* Given task *
Copy every line in which the string "index" occurs.

* Data to process *
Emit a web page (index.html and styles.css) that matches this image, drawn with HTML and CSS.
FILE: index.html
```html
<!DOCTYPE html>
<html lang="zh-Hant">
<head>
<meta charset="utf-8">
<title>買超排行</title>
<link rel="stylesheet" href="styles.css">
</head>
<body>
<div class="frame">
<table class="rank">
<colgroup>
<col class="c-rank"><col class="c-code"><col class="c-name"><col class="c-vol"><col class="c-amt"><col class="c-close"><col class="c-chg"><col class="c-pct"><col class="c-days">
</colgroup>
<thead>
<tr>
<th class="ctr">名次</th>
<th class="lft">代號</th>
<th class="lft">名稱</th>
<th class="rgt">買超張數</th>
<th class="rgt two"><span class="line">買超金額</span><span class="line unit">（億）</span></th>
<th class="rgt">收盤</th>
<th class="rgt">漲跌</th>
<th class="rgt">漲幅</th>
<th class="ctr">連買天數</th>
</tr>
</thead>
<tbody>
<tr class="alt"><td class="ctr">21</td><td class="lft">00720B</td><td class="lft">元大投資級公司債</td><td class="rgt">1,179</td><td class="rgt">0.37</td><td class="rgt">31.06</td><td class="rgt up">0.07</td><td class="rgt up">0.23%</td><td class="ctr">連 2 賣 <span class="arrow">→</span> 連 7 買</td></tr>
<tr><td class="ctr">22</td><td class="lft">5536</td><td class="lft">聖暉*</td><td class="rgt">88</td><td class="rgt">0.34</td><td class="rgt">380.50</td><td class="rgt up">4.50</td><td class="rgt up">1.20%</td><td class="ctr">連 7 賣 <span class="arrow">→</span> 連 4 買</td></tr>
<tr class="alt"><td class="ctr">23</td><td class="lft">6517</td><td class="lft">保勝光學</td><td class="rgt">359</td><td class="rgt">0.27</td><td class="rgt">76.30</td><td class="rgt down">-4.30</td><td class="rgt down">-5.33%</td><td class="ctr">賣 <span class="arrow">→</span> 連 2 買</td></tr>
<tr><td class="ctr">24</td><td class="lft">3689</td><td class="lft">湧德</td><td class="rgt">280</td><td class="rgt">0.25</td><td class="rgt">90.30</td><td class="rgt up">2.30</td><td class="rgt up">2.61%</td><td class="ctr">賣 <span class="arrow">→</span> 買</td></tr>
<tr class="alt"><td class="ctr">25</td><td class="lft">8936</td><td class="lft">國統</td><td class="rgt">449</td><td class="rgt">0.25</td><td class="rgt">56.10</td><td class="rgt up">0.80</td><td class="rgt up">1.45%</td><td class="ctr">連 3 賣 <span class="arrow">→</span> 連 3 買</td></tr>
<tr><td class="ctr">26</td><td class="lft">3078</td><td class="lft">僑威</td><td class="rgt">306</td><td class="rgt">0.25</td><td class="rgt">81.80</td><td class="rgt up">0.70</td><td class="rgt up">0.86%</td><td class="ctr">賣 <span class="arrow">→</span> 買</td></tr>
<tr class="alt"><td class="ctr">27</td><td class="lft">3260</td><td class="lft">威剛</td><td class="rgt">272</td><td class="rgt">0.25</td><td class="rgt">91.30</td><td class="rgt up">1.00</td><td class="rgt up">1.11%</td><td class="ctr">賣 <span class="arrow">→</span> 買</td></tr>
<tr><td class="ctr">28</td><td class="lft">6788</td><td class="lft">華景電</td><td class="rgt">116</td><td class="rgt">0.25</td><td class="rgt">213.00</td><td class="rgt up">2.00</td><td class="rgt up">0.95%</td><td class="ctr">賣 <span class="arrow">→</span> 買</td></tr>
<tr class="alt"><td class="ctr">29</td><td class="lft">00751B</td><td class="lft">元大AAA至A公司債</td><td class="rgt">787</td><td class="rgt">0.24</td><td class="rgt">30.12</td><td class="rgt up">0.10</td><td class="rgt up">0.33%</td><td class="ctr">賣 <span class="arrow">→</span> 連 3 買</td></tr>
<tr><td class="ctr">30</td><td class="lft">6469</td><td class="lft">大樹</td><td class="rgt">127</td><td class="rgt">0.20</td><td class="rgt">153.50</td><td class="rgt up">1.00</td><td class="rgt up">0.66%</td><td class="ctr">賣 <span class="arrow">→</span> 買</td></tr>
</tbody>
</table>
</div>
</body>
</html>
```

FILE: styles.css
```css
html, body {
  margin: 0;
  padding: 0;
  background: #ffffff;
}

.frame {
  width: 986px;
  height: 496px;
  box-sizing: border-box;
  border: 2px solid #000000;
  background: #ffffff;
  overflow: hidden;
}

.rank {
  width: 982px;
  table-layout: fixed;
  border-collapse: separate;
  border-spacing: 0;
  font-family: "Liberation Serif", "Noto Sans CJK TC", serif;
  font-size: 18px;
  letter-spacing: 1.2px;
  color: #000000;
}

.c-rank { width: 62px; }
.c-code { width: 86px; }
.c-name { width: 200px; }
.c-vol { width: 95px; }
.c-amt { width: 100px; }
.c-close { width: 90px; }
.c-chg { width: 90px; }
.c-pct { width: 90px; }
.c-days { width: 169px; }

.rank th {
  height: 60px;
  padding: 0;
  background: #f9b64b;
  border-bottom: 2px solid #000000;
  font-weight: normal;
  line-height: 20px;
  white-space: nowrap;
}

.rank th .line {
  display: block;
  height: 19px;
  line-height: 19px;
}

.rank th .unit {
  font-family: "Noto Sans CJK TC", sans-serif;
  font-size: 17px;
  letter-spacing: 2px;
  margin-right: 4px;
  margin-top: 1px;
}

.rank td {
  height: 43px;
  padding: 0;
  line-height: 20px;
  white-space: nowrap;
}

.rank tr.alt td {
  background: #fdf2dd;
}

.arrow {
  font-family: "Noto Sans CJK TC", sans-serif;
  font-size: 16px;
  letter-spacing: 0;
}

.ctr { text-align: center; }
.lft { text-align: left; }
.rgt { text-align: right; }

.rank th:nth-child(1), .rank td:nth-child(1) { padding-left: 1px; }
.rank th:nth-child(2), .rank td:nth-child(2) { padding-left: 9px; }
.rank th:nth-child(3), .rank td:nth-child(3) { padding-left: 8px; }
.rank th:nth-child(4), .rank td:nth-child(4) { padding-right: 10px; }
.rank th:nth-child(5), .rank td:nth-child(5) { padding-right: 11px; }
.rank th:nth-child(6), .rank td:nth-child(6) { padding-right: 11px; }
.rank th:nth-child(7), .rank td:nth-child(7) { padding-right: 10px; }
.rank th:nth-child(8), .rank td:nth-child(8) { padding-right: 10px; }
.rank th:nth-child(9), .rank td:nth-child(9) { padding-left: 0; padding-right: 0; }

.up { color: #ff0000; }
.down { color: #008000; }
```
...
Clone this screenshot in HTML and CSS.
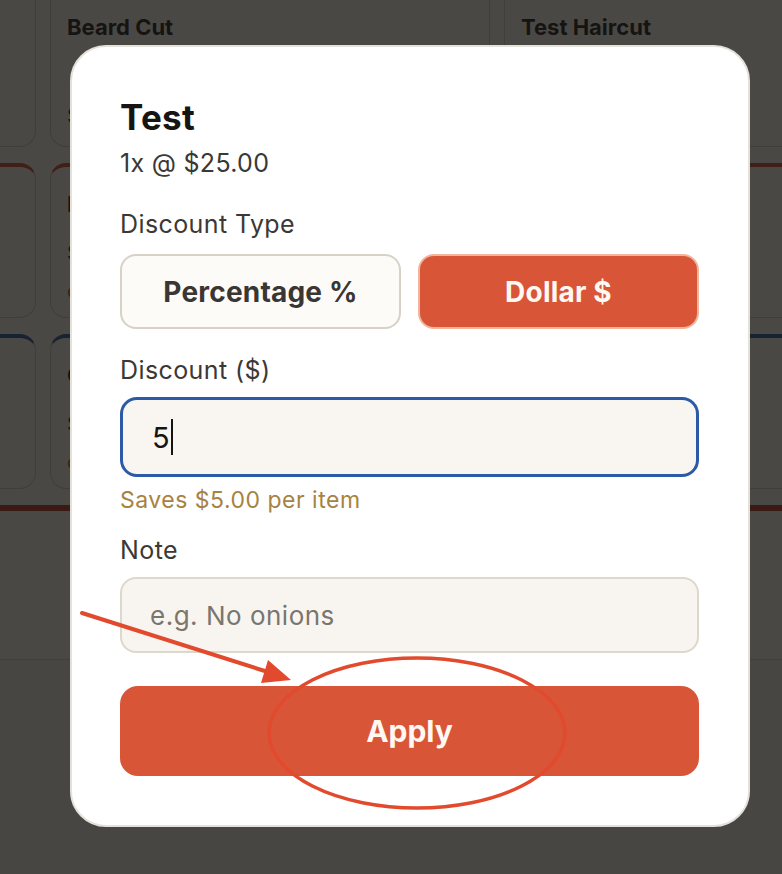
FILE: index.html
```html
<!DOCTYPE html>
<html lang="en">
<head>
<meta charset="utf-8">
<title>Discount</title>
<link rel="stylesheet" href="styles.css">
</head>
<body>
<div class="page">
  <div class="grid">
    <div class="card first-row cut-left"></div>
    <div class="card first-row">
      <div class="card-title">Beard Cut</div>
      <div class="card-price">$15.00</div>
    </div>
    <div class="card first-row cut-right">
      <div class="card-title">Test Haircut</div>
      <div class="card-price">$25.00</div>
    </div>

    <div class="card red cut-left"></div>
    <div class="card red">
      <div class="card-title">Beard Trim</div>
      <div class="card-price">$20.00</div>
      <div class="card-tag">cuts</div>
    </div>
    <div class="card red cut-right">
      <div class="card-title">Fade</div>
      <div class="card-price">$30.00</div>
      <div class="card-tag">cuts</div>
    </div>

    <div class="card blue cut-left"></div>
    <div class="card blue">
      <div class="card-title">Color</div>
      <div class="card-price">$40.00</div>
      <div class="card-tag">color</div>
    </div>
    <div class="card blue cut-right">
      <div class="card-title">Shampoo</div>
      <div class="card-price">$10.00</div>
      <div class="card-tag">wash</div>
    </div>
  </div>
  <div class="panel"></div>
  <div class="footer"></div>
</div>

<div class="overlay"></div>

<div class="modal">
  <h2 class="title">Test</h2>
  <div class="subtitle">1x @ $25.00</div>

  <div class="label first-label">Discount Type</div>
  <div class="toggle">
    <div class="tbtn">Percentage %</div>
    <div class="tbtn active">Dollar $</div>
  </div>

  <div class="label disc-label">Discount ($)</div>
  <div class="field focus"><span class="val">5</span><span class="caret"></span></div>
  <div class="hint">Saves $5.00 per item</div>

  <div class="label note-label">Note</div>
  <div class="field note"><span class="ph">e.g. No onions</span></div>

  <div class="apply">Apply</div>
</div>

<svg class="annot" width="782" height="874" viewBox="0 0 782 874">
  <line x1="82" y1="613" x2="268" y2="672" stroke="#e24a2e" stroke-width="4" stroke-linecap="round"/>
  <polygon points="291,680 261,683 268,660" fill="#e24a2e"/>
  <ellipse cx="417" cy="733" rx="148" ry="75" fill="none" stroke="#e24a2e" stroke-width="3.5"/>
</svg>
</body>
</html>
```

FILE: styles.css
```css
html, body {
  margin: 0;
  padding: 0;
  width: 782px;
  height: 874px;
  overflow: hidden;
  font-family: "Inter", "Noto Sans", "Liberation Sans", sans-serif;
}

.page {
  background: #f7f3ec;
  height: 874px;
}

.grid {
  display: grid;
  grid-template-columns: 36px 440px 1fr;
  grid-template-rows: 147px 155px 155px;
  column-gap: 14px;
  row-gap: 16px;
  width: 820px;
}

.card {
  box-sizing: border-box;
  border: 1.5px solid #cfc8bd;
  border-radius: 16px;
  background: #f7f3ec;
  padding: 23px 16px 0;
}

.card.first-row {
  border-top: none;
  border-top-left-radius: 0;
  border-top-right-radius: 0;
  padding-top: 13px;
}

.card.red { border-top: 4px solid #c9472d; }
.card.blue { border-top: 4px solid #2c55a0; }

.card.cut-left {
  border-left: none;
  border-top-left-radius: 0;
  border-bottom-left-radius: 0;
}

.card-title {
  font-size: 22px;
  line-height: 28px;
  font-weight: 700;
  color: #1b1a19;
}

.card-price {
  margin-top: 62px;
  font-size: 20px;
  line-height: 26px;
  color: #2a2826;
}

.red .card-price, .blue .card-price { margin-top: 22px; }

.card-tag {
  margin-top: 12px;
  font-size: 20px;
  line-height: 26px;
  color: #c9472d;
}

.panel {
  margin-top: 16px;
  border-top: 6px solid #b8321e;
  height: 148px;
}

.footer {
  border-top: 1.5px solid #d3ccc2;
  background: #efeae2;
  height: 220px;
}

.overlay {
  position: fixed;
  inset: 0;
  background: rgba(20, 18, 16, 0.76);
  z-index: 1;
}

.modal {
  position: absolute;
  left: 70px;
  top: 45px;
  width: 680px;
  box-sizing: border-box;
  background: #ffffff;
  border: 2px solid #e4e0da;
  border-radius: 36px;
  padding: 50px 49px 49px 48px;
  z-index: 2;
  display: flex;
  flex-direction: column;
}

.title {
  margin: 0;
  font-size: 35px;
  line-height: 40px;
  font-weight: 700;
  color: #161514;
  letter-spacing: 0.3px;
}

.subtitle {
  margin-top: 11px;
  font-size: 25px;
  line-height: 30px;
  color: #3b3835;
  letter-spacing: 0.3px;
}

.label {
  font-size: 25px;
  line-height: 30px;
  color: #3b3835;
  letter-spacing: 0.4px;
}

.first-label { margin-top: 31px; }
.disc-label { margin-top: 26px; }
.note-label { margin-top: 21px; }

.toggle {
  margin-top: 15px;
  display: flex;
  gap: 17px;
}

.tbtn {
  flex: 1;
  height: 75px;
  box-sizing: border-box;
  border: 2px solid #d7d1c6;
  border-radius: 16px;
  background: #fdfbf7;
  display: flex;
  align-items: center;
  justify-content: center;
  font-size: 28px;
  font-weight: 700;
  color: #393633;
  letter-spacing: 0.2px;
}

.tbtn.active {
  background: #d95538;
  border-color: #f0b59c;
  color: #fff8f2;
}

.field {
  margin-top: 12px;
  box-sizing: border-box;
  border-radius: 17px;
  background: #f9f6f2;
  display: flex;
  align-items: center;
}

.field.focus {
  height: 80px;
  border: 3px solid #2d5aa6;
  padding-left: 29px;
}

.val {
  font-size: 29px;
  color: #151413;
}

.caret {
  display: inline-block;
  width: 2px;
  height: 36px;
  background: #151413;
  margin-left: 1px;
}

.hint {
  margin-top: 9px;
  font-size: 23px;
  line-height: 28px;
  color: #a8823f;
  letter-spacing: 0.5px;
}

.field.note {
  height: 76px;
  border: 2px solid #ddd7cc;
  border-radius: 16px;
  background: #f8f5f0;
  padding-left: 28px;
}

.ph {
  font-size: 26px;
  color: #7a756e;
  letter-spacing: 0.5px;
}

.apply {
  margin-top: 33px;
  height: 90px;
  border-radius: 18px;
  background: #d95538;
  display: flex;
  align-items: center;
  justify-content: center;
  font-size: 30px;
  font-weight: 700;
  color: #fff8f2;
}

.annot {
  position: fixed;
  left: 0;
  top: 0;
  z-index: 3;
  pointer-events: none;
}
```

* Response to this exercise *
Emit a web page (index.html and styles.css) that matches this image, drawn with HTML and CSS.
FILE: index.html
FILE: index.html
  z-index: 1;
  z-index: 2;
  z-index: 3;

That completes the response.